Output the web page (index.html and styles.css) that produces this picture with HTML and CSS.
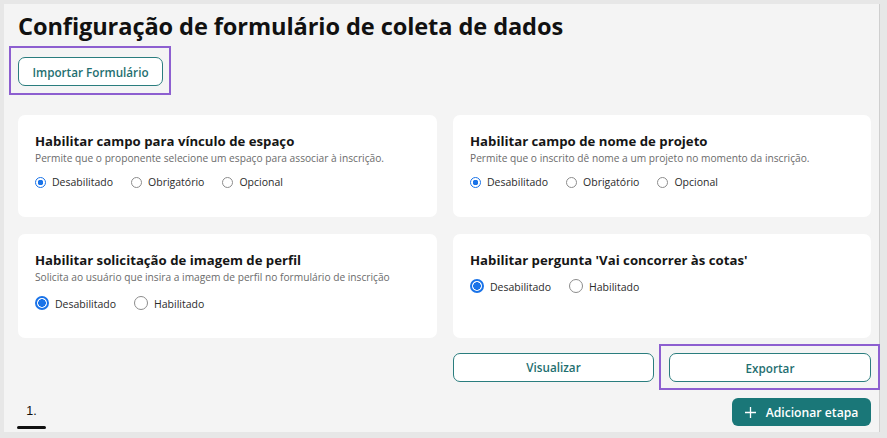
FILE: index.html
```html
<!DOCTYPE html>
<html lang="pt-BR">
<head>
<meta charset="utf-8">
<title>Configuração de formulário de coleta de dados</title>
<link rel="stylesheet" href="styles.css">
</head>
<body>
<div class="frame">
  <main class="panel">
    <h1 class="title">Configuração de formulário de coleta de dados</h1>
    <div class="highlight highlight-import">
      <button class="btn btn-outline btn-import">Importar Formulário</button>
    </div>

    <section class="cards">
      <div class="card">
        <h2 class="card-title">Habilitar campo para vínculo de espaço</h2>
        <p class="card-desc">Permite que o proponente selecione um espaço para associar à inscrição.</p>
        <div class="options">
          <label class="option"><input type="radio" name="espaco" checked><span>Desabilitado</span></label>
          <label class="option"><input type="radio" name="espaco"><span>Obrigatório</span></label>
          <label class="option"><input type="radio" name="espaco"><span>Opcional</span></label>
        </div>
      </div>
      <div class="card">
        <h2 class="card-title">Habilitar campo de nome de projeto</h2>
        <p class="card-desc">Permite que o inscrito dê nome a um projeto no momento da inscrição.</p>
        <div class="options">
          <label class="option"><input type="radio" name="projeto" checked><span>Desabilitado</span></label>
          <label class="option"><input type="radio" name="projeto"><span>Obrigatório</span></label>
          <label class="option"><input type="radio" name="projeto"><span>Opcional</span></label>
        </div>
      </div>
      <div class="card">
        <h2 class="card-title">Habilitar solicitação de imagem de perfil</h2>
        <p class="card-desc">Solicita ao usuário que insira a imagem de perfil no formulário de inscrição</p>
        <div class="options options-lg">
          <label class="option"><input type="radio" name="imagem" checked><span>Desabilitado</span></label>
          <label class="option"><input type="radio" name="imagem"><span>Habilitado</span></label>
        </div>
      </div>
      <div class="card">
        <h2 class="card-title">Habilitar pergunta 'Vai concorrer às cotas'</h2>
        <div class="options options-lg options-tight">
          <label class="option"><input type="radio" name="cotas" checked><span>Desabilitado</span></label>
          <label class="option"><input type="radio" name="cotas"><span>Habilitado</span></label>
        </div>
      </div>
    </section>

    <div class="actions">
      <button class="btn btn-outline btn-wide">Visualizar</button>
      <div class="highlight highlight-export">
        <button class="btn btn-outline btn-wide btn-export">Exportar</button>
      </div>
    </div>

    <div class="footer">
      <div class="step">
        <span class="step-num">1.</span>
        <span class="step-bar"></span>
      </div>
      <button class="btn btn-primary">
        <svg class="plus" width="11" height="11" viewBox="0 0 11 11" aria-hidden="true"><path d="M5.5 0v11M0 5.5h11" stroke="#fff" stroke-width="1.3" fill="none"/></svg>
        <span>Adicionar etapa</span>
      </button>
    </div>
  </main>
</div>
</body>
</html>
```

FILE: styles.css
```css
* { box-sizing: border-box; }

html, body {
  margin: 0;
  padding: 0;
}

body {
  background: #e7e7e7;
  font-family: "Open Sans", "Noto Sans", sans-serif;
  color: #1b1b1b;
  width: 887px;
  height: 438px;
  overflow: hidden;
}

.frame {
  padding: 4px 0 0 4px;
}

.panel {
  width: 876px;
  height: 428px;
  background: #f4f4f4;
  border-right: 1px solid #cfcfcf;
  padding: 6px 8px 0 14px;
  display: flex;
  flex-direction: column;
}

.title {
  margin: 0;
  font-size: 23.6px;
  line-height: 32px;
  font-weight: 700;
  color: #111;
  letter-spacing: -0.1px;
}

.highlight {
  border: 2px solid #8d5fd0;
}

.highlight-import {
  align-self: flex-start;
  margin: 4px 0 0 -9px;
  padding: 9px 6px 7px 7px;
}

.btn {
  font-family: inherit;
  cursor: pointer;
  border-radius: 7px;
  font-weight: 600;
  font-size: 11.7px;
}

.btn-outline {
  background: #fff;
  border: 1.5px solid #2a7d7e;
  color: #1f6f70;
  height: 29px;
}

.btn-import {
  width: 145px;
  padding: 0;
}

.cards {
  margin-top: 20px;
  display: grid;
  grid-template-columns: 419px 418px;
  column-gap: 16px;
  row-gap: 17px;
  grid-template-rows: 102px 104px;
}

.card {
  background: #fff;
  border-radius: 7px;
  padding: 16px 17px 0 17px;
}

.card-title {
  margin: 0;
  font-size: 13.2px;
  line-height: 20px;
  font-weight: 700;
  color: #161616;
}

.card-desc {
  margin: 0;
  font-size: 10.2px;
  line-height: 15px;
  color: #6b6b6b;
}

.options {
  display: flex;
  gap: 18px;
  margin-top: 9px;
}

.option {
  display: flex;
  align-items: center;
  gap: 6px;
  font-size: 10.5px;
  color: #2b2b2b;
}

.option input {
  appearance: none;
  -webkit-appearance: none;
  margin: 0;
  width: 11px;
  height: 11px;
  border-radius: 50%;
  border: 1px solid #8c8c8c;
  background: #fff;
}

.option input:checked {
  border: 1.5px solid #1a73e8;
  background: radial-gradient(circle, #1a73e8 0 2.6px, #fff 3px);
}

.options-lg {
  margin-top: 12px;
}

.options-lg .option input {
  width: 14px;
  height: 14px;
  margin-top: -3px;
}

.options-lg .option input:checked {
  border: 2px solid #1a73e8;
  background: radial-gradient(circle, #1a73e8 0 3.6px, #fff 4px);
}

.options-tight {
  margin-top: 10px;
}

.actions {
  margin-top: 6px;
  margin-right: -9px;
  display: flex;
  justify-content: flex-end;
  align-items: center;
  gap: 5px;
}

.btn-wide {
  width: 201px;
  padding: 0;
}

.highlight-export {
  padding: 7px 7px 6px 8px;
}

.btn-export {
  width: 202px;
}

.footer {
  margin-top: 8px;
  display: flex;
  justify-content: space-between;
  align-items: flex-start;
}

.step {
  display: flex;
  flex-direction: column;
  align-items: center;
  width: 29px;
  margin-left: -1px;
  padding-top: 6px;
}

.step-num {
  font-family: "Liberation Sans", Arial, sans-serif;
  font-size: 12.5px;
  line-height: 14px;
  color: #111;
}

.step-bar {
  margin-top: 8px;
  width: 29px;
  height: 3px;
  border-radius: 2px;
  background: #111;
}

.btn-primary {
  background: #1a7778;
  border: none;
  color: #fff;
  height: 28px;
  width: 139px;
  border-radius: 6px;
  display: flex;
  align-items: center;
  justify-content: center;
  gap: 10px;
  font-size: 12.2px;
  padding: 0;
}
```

:::::

(THE PROBLEM) Filter out all lines lacking the word "index" and copy the rest.

(EXERCISE OUTPUT)
Output the web page (index.html and styles.css) that produces this picture with HTML and CSS.
FILE: index.html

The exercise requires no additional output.